»»

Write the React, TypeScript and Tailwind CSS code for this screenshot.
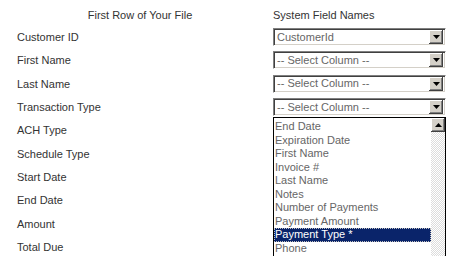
import React from 'react';

const fileColumns = [
  'Customer ID',
  'First Name',
  'Last Name',
  'Transaction Type',
  'ACH Type',
  'Schedule Type',
  'Start Date',
  'End Date',
  'Amount',
  'Total Due'
];

const selected: Record<number, string> = {
  0: 'CustomerId',
  1: '-- Select Column --',
  2: '-- Select Column --',
  3: '-- Select Column --'
};

const options = [
  'End Date',
  'Expiration Date',
  'First Name',
  'Invoice #',
  'Last Name',
  'Notes',
  'Number of Payments',
  'Payment Amount',
  'Payment Type *',
  'Phone'
];

const Arrow: React.FC<{ up?: boolean }> = ({ up }) => (
  <svg width="7" height="4" viewBox="0 0 7 4" className="block">
    {up ? <path d="M3.5 0 L7 4 L0 4 Z" fill="#000" /> : <path d="M0 0 L7 0 L3.5 4 Z" fill="#000" />}
  </svg>
);

const ArrowButton: React.FC<{ up?: boolean }> = ({ up }) => (
  <div className="w-[14px] h-[14px] bg-[#d4d0c8] flex items-center justify-center shadow-[inset_-1px_-1px_0_#404040,inset_1px_1px_0_#ffffff,inset_-2px_-2px_0_#808080]">
    <Arrow up={up} />
  </div>
);

const FakeSelect: React.FC<{ value: string; open?: boolean }> = ({ value, open }) => (
  <div className="relative w-[173px]">
    <div className="h-[18px] flex items-center bg-white border border-t-[#808080] border-l-[#808080] border-b-white border-r-white shadow-[inset_1px_1px_0_#404040,inset_-1px_-1px_0_#d4d0c8] pl-[3px] pr-[2px]">
      <span className="flex-1 text-[11px] text-[#666] leading-none truncate">{value}</span>
      <ArrowButton />
    </div>
    {open && (
      <div className="absolute left-0 top-full mt-px w-[173px] h-[139px] bg-white border border-b-0 border-black flex">
        <div className="flex-1 pt-[2px]">
          {options.map((opt, idx) => (
            <div
              key={opt}
              className={
                idx === 8
                  ? 'h-[13.5px] pl-px text-[11px] leading-[13.5px] bg-[#0a246a] text-white outline-1 outline-dotted outline-[#c0c0c0] -outline-offset-1'
                  : 'h-[13.5px] pl-px text-[11px] leading-[13.5px] text-[#666]'
              }
            >
              {opt}
            </div>
          ))}
        </div>
        <div className="w-[14px] flex flex-col bg-[repeating-conic-gradient(#ffffff_0_25%,#dcdcdc_0_50%)] bg-[length:2px_2px]">
          <ArrowButton up />
        </div>
      </div>
    )}
  </div>
);

export default function App() {
  return (
    <div className="w-[463px] h-[265px] overflow-hidden bg-white font-['Liberation_Sans',Arial,sans-serif] text-[11px] text-[#333]">
      <div className="flex h-[25.5px] items-end pb-[2px]">
        <div className="w-[273px] pl-[7px] text-center">First Row of Your File</div>
        <div className="flex-1">System Field Names</div>
      </div>
      {fileColumns.map((label, idx) => (
        <div key={label} className="flex h-[23.33px] items-center">
          <div className="w-[273px] pl-[17px]">{label}</div>
          <div className="flex-1">
            {selected[idx] !== undefined && <FakeSelect value={selected[idx]} open={idx === 3} />}
          </div>
        </div>
      ))}
    </div>
  );
}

««

Pick out all lines from the data above in which the word "React" appears.

SOLUTION BELOW =>
Write the React, TypeScript and Tailwind CSS code for this screenshot.
import React from 'react';
const Arrow: React.FC<{ up?: boolean }> = ({ up }) => (
const ArrowButton: React.FC<{ up?: boolean }> = ({ up }) => (
const FakeSelect: React.FC<{ value: string; open?: boolean }> = ({ value, open }) => (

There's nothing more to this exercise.